• [YOUR INSTRUCTIONS]:
Line by line, repeat the data below exactly, beginning at the first line and ending at the line with "const pen = document.createElement('canvas').getContext('2d');". Omit pictures.

▽

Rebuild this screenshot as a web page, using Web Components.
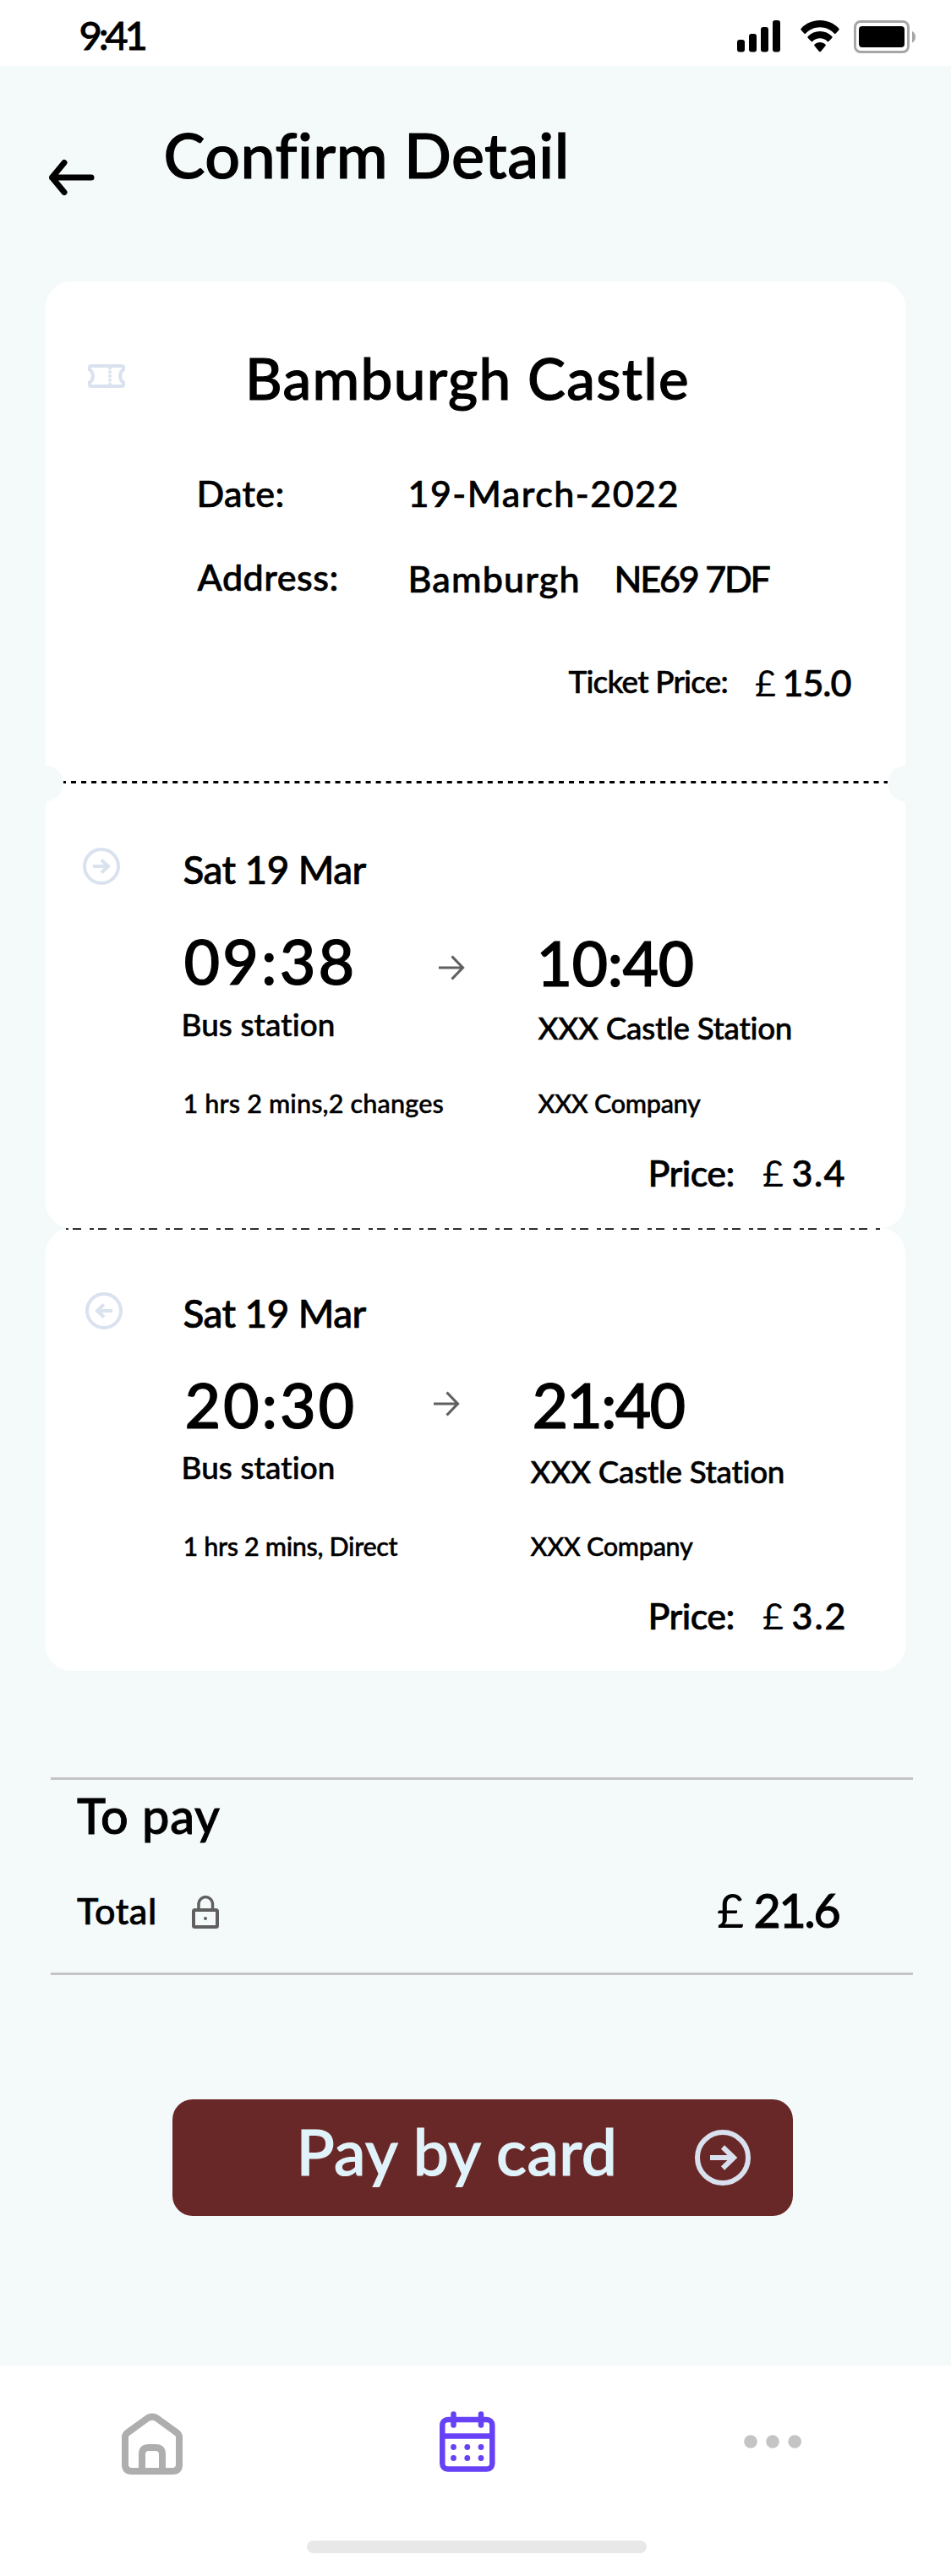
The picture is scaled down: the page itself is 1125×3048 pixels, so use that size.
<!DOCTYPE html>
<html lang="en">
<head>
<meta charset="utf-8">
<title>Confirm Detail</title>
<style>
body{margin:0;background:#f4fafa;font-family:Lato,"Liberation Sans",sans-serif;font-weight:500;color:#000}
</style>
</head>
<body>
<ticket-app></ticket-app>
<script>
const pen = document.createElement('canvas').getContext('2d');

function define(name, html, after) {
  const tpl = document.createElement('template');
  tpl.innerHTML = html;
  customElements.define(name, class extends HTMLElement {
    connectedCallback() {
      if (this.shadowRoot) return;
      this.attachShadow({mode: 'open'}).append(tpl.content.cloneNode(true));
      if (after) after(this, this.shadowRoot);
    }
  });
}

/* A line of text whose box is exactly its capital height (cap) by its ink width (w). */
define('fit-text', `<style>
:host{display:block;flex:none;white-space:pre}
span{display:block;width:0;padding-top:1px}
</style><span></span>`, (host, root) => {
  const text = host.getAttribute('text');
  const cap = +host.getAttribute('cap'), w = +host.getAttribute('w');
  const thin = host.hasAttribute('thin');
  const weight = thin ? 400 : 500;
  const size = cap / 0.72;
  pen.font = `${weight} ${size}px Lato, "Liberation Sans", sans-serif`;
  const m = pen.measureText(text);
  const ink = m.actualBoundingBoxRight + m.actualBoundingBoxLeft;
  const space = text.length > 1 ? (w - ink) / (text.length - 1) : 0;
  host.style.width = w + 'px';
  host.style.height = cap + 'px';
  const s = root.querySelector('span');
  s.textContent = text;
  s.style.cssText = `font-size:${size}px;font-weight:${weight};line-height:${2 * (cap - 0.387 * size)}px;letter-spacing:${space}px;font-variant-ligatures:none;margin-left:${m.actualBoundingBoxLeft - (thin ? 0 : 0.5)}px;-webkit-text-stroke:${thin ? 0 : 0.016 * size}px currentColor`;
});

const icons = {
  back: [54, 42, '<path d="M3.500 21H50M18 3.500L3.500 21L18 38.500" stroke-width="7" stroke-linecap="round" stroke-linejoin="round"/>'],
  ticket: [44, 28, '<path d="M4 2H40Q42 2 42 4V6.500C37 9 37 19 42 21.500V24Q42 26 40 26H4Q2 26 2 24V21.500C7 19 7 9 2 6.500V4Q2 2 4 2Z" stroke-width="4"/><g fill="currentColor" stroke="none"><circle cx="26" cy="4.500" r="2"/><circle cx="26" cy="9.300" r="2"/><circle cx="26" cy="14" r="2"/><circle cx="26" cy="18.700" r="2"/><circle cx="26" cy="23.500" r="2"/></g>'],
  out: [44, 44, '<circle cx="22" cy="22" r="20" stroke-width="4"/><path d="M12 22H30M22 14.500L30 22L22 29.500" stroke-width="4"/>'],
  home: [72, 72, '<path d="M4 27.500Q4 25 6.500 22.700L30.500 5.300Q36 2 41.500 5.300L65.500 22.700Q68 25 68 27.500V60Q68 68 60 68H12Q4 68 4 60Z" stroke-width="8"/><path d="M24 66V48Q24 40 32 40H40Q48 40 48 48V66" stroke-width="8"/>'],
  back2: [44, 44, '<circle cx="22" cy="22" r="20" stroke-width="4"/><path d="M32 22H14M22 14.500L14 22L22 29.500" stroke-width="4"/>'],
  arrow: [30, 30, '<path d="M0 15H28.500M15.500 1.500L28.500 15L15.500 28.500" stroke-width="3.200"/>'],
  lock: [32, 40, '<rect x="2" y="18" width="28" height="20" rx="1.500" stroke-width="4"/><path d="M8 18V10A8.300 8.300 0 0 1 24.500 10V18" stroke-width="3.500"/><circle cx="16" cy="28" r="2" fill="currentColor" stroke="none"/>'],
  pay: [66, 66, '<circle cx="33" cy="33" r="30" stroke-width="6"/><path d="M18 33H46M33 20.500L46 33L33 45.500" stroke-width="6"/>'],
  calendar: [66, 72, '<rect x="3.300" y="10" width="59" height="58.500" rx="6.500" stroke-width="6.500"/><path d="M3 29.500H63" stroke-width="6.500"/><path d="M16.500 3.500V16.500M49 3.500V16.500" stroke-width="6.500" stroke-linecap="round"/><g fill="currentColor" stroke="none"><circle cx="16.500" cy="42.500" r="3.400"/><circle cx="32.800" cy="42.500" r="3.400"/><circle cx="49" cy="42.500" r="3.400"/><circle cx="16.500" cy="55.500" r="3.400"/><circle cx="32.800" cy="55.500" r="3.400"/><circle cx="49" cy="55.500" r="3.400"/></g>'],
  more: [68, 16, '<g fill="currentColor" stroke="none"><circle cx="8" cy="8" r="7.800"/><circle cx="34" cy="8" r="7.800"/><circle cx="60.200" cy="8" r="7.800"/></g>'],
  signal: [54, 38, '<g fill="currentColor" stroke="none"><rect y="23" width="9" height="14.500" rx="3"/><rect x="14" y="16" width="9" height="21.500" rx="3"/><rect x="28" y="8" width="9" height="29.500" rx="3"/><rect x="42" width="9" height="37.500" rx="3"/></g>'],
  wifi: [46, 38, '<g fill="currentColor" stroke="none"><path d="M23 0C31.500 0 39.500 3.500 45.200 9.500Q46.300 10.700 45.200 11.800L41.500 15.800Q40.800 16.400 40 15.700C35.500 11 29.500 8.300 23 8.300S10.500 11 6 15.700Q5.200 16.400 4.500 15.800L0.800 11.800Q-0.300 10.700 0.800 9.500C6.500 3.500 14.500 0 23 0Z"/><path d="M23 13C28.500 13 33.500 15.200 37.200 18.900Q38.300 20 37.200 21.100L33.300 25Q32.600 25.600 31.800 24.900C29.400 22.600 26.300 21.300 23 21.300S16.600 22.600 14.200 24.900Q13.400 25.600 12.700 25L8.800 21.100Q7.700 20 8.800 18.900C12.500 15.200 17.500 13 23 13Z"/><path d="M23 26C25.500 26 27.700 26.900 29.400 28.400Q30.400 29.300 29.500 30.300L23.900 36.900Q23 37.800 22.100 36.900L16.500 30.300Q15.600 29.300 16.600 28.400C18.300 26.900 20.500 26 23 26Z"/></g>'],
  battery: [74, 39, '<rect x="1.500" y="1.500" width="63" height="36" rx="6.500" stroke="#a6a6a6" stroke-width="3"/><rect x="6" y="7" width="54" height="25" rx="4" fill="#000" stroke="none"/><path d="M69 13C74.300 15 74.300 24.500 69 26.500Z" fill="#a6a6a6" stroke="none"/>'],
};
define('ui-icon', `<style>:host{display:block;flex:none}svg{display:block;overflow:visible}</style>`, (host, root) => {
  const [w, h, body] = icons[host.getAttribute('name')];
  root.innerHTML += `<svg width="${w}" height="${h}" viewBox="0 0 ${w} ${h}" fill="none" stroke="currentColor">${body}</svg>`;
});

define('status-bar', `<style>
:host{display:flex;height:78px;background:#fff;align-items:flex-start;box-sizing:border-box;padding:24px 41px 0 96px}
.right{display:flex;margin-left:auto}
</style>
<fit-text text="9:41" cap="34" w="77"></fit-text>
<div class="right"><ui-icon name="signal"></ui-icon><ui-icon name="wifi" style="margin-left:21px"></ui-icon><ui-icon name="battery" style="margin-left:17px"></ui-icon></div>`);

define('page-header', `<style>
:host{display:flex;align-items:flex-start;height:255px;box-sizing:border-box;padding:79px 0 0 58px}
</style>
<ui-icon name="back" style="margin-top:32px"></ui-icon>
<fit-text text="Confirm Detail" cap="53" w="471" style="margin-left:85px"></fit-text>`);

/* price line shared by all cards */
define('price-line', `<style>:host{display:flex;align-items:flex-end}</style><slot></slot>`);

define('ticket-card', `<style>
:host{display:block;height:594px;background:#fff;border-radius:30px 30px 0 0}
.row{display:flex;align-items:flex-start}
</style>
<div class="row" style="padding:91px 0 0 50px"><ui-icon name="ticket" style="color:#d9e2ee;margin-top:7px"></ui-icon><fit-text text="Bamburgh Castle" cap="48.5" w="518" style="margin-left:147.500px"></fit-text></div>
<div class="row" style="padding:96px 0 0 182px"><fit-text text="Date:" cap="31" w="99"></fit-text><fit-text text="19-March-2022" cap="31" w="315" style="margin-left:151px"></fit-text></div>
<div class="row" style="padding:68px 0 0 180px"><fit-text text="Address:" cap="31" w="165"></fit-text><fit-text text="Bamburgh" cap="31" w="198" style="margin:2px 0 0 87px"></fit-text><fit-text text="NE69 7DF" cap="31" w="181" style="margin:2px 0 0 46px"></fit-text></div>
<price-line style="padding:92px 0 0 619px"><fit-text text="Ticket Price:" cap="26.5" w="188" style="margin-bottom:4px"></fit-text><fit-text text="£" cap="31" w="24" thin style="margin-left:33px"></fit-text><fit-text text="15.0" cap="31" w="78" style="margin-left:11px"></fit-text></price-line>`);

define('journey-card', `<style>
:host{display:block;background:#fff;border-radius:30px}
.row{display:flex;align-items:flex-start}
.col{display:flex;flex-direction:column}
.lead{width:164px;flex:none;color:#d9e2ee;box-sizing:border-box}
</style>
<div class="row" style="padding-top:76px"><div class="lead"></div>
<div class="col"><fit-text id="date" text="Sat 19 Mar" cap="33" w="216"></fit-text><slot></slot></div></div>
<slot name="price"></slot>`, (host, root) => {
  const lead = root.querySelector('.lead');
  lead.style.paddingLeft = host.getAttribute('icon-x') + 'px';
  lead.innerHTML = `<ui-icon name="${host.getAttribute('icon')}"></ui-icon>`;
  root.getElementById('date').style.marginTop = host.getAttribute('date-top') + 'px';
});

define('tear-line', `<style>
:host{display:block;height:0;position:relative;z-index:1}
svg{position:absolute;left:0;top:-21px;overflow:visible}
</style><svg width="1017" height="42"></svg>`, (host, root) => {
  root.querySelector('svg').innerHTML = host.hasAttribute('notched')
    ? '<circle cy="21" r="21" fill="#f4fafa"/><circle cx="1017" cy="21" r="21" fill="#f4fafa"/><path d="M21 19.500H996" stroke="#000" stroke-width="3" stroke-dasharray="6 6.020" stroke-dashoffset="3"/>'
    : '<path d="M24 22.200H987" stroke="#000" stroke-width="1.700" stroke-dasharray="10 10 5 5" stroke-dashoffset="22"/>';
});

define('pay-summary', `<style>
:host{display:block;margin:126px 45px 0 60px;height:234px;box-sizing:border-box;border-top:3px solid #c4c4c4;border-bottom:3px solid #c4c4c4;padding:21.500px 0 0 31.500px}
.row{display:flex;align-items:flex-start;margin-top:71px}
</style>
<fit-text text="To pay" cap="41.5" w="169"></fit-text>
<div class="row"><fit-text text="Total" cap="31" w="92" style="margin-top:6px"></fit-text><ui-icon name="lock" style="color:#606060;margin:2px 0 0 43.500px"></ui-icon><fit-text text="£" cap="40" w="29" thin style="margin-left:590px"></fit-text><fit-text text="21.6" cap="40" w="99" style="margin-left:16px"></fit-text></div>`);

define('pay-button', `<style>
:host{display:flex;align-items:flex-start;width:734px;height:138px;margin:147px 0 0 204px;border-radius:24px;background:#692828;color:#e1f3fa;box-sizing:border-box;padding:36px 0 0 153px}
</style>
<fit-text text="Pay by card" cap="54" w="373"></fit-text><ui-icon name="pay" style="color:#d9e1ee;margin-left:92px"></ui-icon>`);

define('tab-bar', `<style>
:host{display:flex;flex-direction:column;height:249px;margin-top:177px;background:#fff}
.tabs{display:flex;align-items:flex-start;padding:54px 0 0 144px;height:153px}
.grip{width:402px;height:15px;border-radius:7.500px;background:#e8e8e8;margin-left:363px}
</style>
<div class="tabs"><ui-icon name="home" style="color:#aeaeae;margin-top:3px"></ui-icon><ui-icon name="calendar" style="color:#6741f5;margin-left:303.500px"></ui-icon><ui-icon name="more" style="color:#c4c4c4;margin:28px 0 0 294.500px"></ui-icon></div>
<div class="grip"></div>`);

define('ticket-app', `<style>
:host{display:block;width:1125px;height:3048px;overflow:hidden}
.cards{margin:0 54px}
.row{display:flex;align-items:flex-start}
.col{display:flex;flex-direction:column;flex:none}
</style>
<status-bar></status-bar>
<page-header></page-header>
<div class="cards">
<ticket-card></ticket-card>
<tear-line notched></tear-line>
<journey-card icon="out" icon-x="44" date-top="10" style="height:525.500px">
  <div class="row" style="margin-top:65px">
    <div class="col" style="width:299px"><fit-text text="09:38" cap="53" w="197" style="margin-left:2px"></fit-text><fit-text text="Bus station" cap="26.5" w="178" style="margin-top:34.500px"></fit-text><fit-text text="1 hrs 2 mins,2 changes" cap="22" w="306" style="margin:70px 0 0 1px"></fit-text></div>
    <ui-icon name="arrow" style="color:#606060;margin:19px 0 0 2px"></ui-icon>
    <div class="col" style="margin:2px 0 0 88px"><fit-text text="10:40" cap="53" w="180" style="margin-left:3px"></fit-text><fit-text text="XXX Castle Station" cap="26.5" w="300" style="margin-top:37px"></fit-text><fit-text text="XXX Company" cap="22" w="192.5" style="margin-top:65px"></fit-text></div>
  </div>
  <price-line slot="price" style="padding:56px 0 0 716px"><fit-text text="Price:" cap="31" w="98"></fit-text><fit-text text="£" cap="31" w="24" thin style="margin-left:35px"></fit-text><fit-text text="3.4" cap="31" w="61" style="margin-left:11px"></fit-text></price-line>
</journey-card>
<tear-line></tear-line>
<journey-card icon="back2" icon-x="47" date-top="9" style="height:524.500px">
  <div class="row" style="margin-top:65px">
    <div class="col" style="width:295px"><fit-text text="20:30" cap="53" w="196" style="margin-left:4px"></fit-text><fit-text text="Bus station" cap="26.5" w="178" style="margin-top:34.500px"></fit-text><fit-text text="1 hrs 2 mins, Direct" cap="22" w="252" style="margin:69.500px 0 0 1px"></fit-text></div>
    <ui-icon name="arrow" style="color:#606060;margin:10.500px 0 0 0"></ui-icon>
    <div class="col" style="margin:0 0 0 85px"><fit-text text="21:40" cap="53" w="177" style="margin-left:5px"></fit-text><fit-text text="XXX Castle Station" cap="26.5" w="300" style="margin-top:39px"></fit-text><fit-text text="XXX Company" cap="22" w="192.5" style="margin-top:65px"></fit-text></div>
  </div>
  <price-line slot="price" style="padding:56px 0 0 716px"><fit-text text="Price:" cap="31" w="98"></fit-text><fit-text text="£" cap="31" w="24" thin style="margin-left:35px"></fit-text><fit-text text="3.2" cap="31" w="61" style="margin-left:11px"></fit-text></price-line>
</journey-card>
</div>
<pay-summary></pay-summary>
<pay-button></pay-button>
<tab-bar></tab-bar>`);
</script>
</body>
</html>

△

• [WRITTEN RESPONSE]:
Rebuild this screenshot as a web page, using Web Components.
The picture is scaled down: the page itself is 1125×3048 pixels, so use that size.
<!DOCTYPE html>
<html lang="en">
<head>
<meta charset="utf-8">
<title>Confirm Detail</title>
<style>
body{margin:0;background:#f4fafa;font-family:Lato,"Liberation Sans",sans-serif;font-weight:500;color:#000}
</style>
</head>
<body>
<ticket-app></ticket-app>
<script>
const pen = document.createElement('canvas').getContext('2d');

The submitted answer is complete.